§ Task prompt
Work through the following lines and count those that hold the word "React". Reply with that number only.

━━━━━━━━━━

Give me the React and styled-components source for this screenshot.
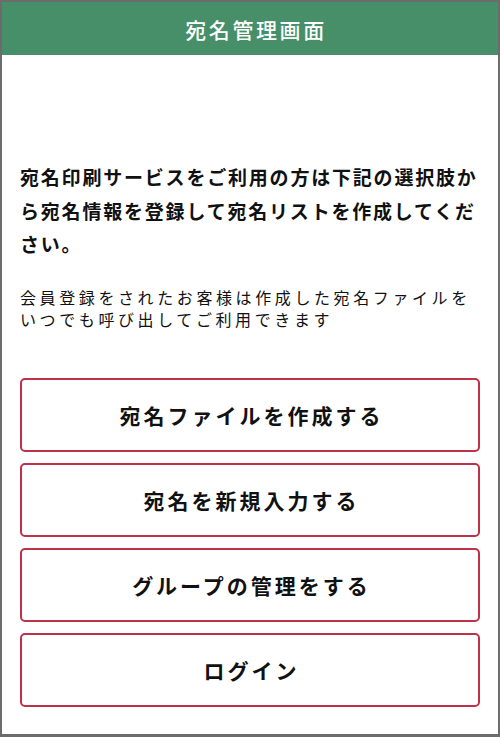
import styled, { createGlobalStyle } from 'styled-components';

const GlobalStyle = createGlobalStyle`
  html, body {
    margin: 0;
    padding: 0;
    background: #ffffff;
  }
  body {
    font-family: "Noto Sans CJK JP", "Noto Sans", sans-serif;
    color: #111111;
  }
  * {
    box-sizing: border-box;
  }
`;

const Frame = styled.div`
  display: flex;
  flex-direction: column;
  width: 500px;
  height: 737px;
  border: 2px solid #6c6c6c;
  border-bottom-width: 3px;
  background: #ffffff;
  overflow: hidden;
`;

const Header = styled.header`
  display: flex;
  align-items: center;
  justify-content: center;
  height: 53px;
  padding-left: 12px;
  background: #468f69;
  color: #ffffff;
  font-size: 21px;
  font-weight: 500;
  letter-spacing: 2.6px;
`;

const Content = styled.main`
  display: flex;
  flex-direction: column;
  padding: 105px 18px 0;
`;

const Lead = styled.p`
  margin: 0;
  font-size: 19px;
  font-weight: 700;
  line-height: 33.5px;
  letter-spacing: 1.8px;
`;

const Note = styled.p`
  margin: 25px 0 0;
  font-size: 16px;
  font-weight: 400;
  line-height: 22px;
  letter-spacing: 3.6px;
`;

const ButtonList = styled.nav`
  display: flex;
  flex-direction: column;
  gap: 11px;
  margin-top: 48px;
`;

const MenuButton = styled.button`
  display: flex;
  align-items: center;
  justify-content: center;
  height: 74px;
  padding: 0 0 0 3px;
  border: 2px solid #bf3149;
  border-radius: 5px;
  background: #ffffff;
  color: #111111;
  font-family: inherit;
  font-size: 21px;
  font-weight: 700;
  letter-spacing: 3px;
  cursor: pointer;
`;

const menu = [
  '宛名ファイルを作成する',
  '宛名を新規入力する',
  'グループの管理をする',
  'ログイン',
];

const App = () => {
  return (
    <>
      <GlobalStyle />
      <Frame>
        <Header>宛名管理画面</Header>
        <Content>
          <Lead>
            宛名印刷サービスをご利用の方は下記の選択肢から宛名情報を登録して宛名リストを作成してください。
          </Lead>
          <Note>
            会員登録をされたお客様は作成した宛名ファイルを
            <br />
            いつでも呼び出してご利用できます
          </Note>
          <ButtonList>
            {menu.map((label) => (
              <MenuButton key={label}>{label}</MenuButton>
            ))}
          </ButtonList>
        </Content>
      </Frame>
    </>
  );
};

export default App;
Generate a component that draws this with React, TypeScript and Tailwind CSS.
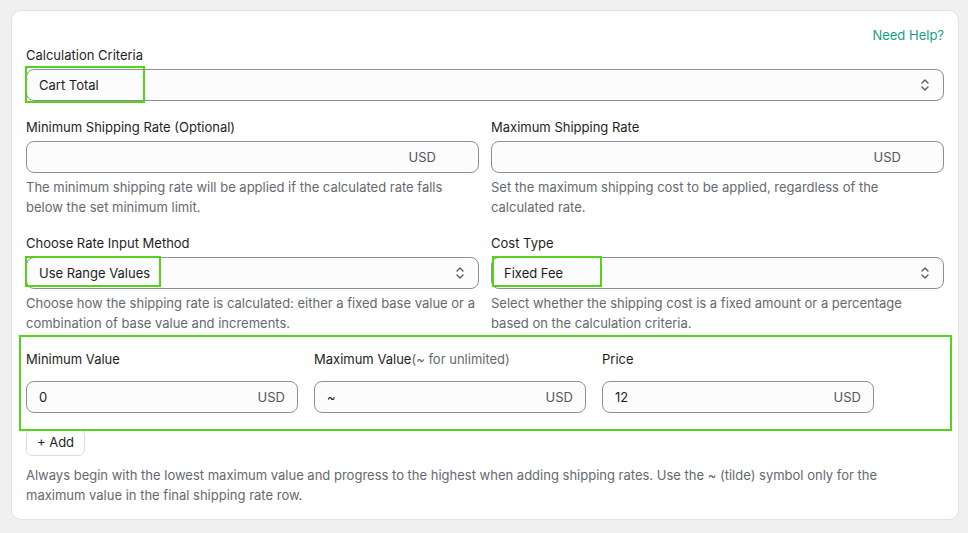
import React from "react";

const Chevrons = () => (
  <svg width="10" height="14" viewBox="0 0 10 14" fill="none" stroke="#50575e" strokeWidth="1.3" strokeLinecap="round" strokeLinejoin="round">
    <path d="M2 5 L5 2 L8 5" />
    <path d="M2 9 L5 12 L8 9" />
  </svg>
);

const Highlight = ({ cls }: { cls: string }) => (
  <span className={`pointer-events-none absolute border-[2.5px] border-[#55d21c] ${cls}`} />
);

function Select({ value, hl }: { value: string; hl: string }) {
  return (
    <div className="relative">
      <div className="flex h-[32px] items-center justify-between rounded-[8px] border border-[#8c8f94] bg-[#fcfcfc] pl-[12px] pr-[13px] text-[13px] text-[#1e1e1e]">
        <span className="pt-[1px]">{value}</span>
        <Chevrons />
      </div>
      <Highlight cls={hl} />
    </div>
  );
}

function MoneyInput({ value, pr }: { value?: string; pr: string }) {
  return (
    <div className={`flex h-[32px] items-center justify-between rounded-[8px] border border-[#8c8f94] bg-[#fcfcfc] pl-[12px] ${pr} text-[13px]`}>
      <span className="pt-[1px] text-[#1e1e1e]">{value ?? ""}</span>
      <span className="pt-[1px] text-[#50575e]">USD</span>
    </div>
  );
}

export default function App() {
  return (
    <div className="min-h-[533px] bg-[#f0f0f1] pl-[11px] pr-[9px] pt-[10px] text-[#1e1e1e]" style={{ fontFamily: "Inter, 'Noto Sans', sans-serif" }}>
      <div className="rounded-[10px] border border-[#e2e2e4] bg-white px-[14px] pb-[14px] pt-[14px]">
        <div className="flex h-[20px] items-center justify-end text-[13px] leading-[20px] text-[#17a086]">Need Help?</div>

        <div className="text-[13px] leading-[20px]">Calculation Criteria</div>
        <div className="mt-[4px]">
          <Select value="Cart Total" hl="left-[-1px] top-[-3px] h-[37px] w-[120px]" />
        </div>

        <div className="mt-[16px] grid grid-cols-2 gap-x-[12px]">
          <div>
            <div className="text-[13px] leading-[20px]">Minimum Shipping Rate (Optional)</div>
            <div className="mt-[4px]"><MoneyInput pr="pr-[42px]" /></div>
            <p className="mt-[4px] text-[13px] leading-[20px] text-[#646970]">The minimum shipping rate will be applied if the calculated rate falls below the set minimum limit.</p>
          </div>
          <div>
            <div className="text-[13px] leading-[20px]">Maximum Shipping Rate</div>
            <div className="mt-[4px]"><MoneyInput pr="pr-[42px]" /></div>
            <p className="mt-[4px] max-w-[430px] text-[13px] leading-[20px] text-[#646970]">Set the maximum shipping cost to be applied, regardless of the calculated rate.</p>
          </div>
        </div>

        <div className="mt-[16px] grid grid-cols-2 gap-x-[12px]">
          <div>
            <div className="text-[13px] leading-[20px]">Choose Rate Input Method</div>
            <div className="mt-[4px]">
              <Select value="Use Range Values" hl="left-[-1px] top-[-1px] h-[31px] w-[136px]" />
            </div>
            <p className="mt-[4px] text-[13px] leading-[20px] text-[#646970]">Choose how the shipping rate is calculated: either a fixed base value or a combination of base value and increments.</p>
          </div>
          <div>
            <div className="text-[13px] leading-[20px]">Cost Type</div>
            <div className="mt-[4px]">
              <Select value="Fixed Fee" hl="left-[1px] top-[-1px] h-[31px] w-[110px]" />
            </div>
            <p className="mt-[4px] max-w-[430px] text-[13px] leading-[20px] text-[#646970]">Select whether the shipping cost is a fixed amount or a percentage based on the calculation criteria.</p>
          </div>
        </div>

        <div className="relative mt-[2px] pb-[16px] pt-[14px]">
          <div className="flex gap-[16px]">
            <div className="w-[272px]">
              <div className="text-[13px] leading-[20px]">Minimum Value</div>
              <div className="mt-[12px]"><MoneyInput value="0" pr="pr-[12px]" /></div>
            </div>
            <div className="w-[272px]">
              <div className="text-[13px] leading-[20px]">
                Maximum Value<span className="text-[#646970]">(~ for unlimited)</span>
              </div>
              <div className="mt-[12px]"><MoneyInput value="~" pr="pr-[12px]" /></div>
            </div>
            <div className="w-[272px]">
              <div className="text-[13px] leading-[20px]">Price</div>
              <div className="mt-[12px]"><MoneyInput value="12" pr="pr-[12px]" /></div>
            </div>
          </div>
          <Highlight cls="left-[-7px] right-[-8px] top-0 bottom-[-2px]" />
        </div>

        <button className="h-[27px] w-[59px] rounded-[6px] border border-[#dcdcde] bg-white text-[13px] text-[#1e1e1e]">+ Add</button>

        <p className="mt-[9px] max-w-[900px] text-[13px] leading-[20px] text-[#646970]">Always begin with the lowest maximum value and progress to the highest when adding shipping rates. Use the ~ (tilde) symbol only for the maximum value in the final shipping rate row.</p>
      </div>
    </div>
  );
}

━━━━━━━━━━

§ Response to the exercise
3